Der Nobelpreis für den US-Wissenschaftler Joshua Angrist hätte eine weitere Auszeichnung sein können, die Israels Preisträgerliste aufstockt. Der Wirtschaftsexperte ist nur ein Beispiel für unzählige Akademiker, die dem jüdischen Staat verlorengehen.
Von Antje C. Naujoks
Durch die hohe Abwanderung hat Israel mehrere Nobelpreise verloren

Als bekannt wurde, dass der am Massachusetts Institut für Technologie (MIT) lehrende Joshua Angrist mit zwei weiteren Wissenschaftlern mit dem 2021 verliehenen Alfred-Nobel-Gedächtnispreis für Wirtschaftswissenschaften geehrt wird, gab die Hebräischen Universität Jerusalem eine Glückwunschmitteilung heraus. Darin heißt es unter anderem: „Viele Studierende der Hebräischen Universität erachten es als Privileg, bei ihm gelernt zu haben.“

Da Angrist nicht nur US-Staatsbürger ist, sondern ebenfalls einen israelischen Pass besitzt, stand in Israel neben aller Freude für den Preisträger auch mit großer Ernüchterung das Thema der Abwanderung von Wissenschaftlern auf der Tagesordnung. Die Fachwelt bezeichnet es als „Brain Drain“. Nach wie vor zieht es einen hohen Prozentsatz israelischer Akademiker ins Ausland, vor allem Nachwuchswissenschaftler mit vielversprechendem Potenzial.

„Von Israel inspiriert“

Der heute 60-jährige Angrist wanderte 1982 nach seinem Bachelor-Studium in den USA nach Israel ein und leistete seinen Wehrdienst bei den Fallschirmjägern. Zwar setzte er 1985 sein Studium in den USA fort, kehrte aber 1991 erneut nach Israel zurück. Zunächst unterrichtete er bis 1995 als Dozent an der Hebräischen Universität, die ihn 1995 zum außerordentlichen Professor berief. Doch schon im darauffolgenden Jahr nahm er ein attraktives Lehrangebot des MIT an, das ihn lediglich zwei Jahre später zum ordentlichen Professor berief.

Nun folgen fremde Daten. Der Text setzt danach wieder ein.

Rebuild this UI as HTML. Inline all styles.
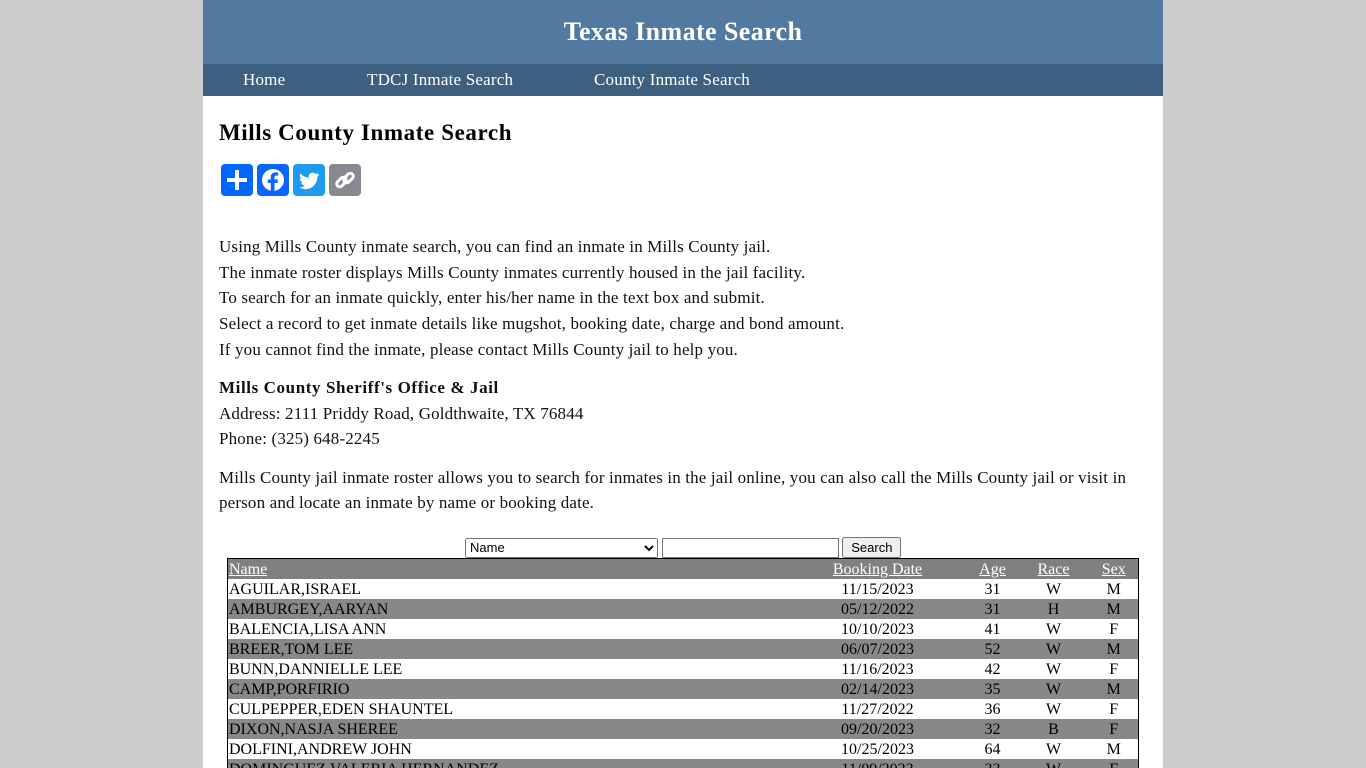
<!DOCTYPE html>
<html><head><meta charset="utf-8"><style>
body{margin:0;background:#ccc;font-family:"Liberation Serif",serif;}
.wrap{position:absolute;left:203px;top:0;width:960px;height:768px;background:#fff;overflow:hidden}
.hd{height:64px;background:#527aa0;color:#fff;text-align:center;font-weight:bold;font-size:26px;letter-spacing:0.4px;line-height:64px}
.nav{height:32px;background:#3d5f80;color:#fff;font-size:17px;letter-spacing:0.2px;line-height:32px;position:relative}
.nav span{position:absolute;top:0}
h1{position:absolute;left:16px;top:120px;margin:0;font-size:23px;letter-spacing:0.6px}
.sh{position:absolute;top:164px;width:32px;height:32px;border-radius:4px}
.txt{position:absolute;left:16px;font-size:17px;letter-spacing:0.15px;line-height:25.7px;color:#111}
p{margin:0}
.form{position:absolute;left:262px;top:537px;font-family:"Liberation Sans",sans-serif;font-size:13px}
table{position:absolute;left:24px;top:558px;border:1px solid #000;border-collapse:collapse;font-size:16px;table-layout:fixed;width:911px}
td{padding:0 1px;height:20px;line-height:19px;text-align:center;white-space:nowrap;overflow:hidden}
td:first-child{text-align:left}
tr.g{background:#888}
tr.h{background:#808080}
tr.h td{color:#fff;text-decoration:underline}
</style></head><body><div class="wrap">
<div class="hd">Texas Inmate Search</div>
<div class="nav"><span style="left:40px">Home</span><span style="left:164px">TDCJ Inmate Search</span><span style="left:391px">County Inmate Search</span></div>
<h1>Mills County Inmate Search</h1>
<svg class="sh" style="left:18px;background:#0166ff" viewBox="0 0 32 32"><path d="M16 6v20M6 16h20" stroke="#fff" stroke-width="4"/></svg>
<svg class="sh" style="left:54px;background:#0866ff" viewBox="0 0 32 32"><circle cx="16" cy="16" r="11" fill="#fff"/><path d="M17.5 28V19h3l.5-3.5h-3.5v-2.2c0-1 .3-1.7 1.8-1.7h1.9V8.5c-.3 0-1.5-.1-2.8-.1-2.8 0-4.6 1.7-4.6 4.8v2.3h-3V19h3v9z" fill="#0866ff"/></svg>
<svg class="sh" style="left:90px;background:#1d9bf0" viewBox="0 0 32 32"><path d="M26 10.5c-.7.3-1.5.5-2.3.6.8-.5 1.5-1.300 1.8-2.200-.8.5-1.7.8-2.6 1-1.6-1.7-4.4-1.8-6-.1-1 1-1.4 2.5-1.1 3.9-3.3-.2-6.3-1.7-8.4-4.3-1.1 1.9-.5 4.3 1.3 5.5-.7 0-1.3-.2-1.9-.5 0 2 1.4 3.7 3.3 4.1-.6.2-1.2.2-1.9.1.5 1.7 2.1 2.9 3.9 2.9-1.7 1.4-3.9 2-6.1 1.8 1.9 1.2 4.1 1.9 6.4 1.9 7.7 0 12-6.5 11.9-12.3.8-.6 1.5-1.3 2-2.1z" fill="#fff"/></svg>
<svg class="sh" style="left:126px;background:#888890" viewBox="0 0 32 32"><g fill="none" stroke="#fff" stroke-width="3"><rect x="7" y="15" width="11" height="6" rx="3" transform="rotate(-45 12.5 18)"/><rect x="14" y="11" width="11" height="6" rx="3" transform="rotate(-45 19.5 14)"/></g></svg>
<div class="txt" style="top:234px"><p>Using Mills County inmate search, you can find an inmate in Mills County jail.</p><p>The inmate roster displays Mills County inmates currently housed in the jail facility.</p><p>To search for an inmate quickly, enter his/her name in the text box and submit.</p><p>Select a record to get inmate details like mugshot, booking date, charge and bond amount.</p><p>If you cannot find the inmate, please contact Mills County jail to help you.</p></div>
<div class="txt" style="top:375px"><p><b style="letter-spacing:0.6px">Mills County Sheriff's Office &amp; Jail</b></p><p>Address: 2111 Priddy Road, Goldthwaite, TX 76844</p><p>Phone: (325) 648-2245</p></div>
<div class="txt" style="top:465px;width:920px;line-height:25px"><p>Mills County jail inmate roster allows you to search for inmates in the jail online, you can also call the Mills County jail or visit in person and locate an inmate by name or booking date.</p></div>
<div class="form"><select style="width:193px;height:20px;font-size:13px"><option>Name</option></select> <input style="width:173px;height:16px;padding:1px;border:1px solid #777"> <button style="font-size:13px;height:21px;padding:0 7px">Search</button></div>
<table>
<colgroup><col style="width:560px"><col style="width:180px"><col style="width:50px"><col style="width:72px"><col style="width:49px"></colgroup>
<tr class="h"><td>Name</td><td>Booking Date</td><td>Age</td><td>Race</td><td>Sex</td></tr>
<tr><td>AGUILAR,ISRAEL</td><td>11/15/2023</td><td>31</td><td>W</td><td>M</td></tr>
<tr class="g"><td>AMBURGEY,AARYAN</td><td>05/12/2022</td><td>31</td><td>H</td><td>M</td></tr>
<tr><td>BALENCIA,LISA ANN</td><td>10/10/2023</td><td>41</td><td>W</td><td>F</td></tr>
<tr class="g"><td>BREER,TOM LEE</td><td>06/07/2023</td><td>52</td><td>W</td><td>M</td></tr>
<tr><td>BUNN,DANNIELLE LEE</td><td>11/16/2023</td><td>42</td><td>W</td><td>F</td></tr>
<tr class="g"><td>CAMP,PORFIRIO</td><td>02/14/2023</td><td>35</td><td>W</td><td>M</td></tr>
<tr><td>CULPEPPER,EDEN SHAUNTEL</td><td>11/27/2022</td><td>36</td><td>W</td><td>F</td></tr>
<tr class="g"><td>DIXON,NASJA SHEREE</td><td>09/20/2023</td><td>32</td><td>B</td><td>F</td></tr>
<tr><td>DOLFINI,ANDREW JOHN</td><td>10/25/2023</td><td>64</td><td>W</td><td>M</td></tr>
<tr class="g"><td>DOMINGUEZ,VALERIA HERNANDEZ</td><td>11/09/2023</td><td>33</td><td>W</td><td>F</td></tr>
</table>
</div></body></html>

Angrist selbst sagte, dass seine Forschungen von Anfang an von „Israel inspiriert“ waren und es auch immer noch waren, als er 2004 als Professor für einen längeren Forschungsaufenthalt ein drittes Mal nach Israel zurückkehrte. In der Begründung zur Nobelpreisvergabe werden seine frühen empirischen Studien als ausschlaggebend für die Verleihung dieser Auszeichnung angeführt. Kein Wunder, dass in Israel Nachdenklichkeit darüber aufkam, diesen brillanten Akademiker an das MIT verloren zu haben.

Israels akademische Welt

Israel gilt als hochgebildete Nation. Nicht weniger als 49 Prozent der zwischen 25- und 64-jährigen Einwohner haben mindestens einen akademischen Grad vorzuweisen. Zwischen 1989 und 2017 verdreifachte sich die Zahl der Studierenden auf 306.000. Laut Angabe des Rates für höhere Bildung machten zwischen 1985 und 2005 nicht weniger als 360.000 Israelis universitäre Abschlüsse. Trotz jährlichen Studiengebühren zwischen 3.000 und 4.000 Euro, die wegen hoher Lebenshaltungskosten umso schwerer zu bestreiten sind, zählt Israel im laufenden akademischen Jahr mehr als 336.000 Studenten.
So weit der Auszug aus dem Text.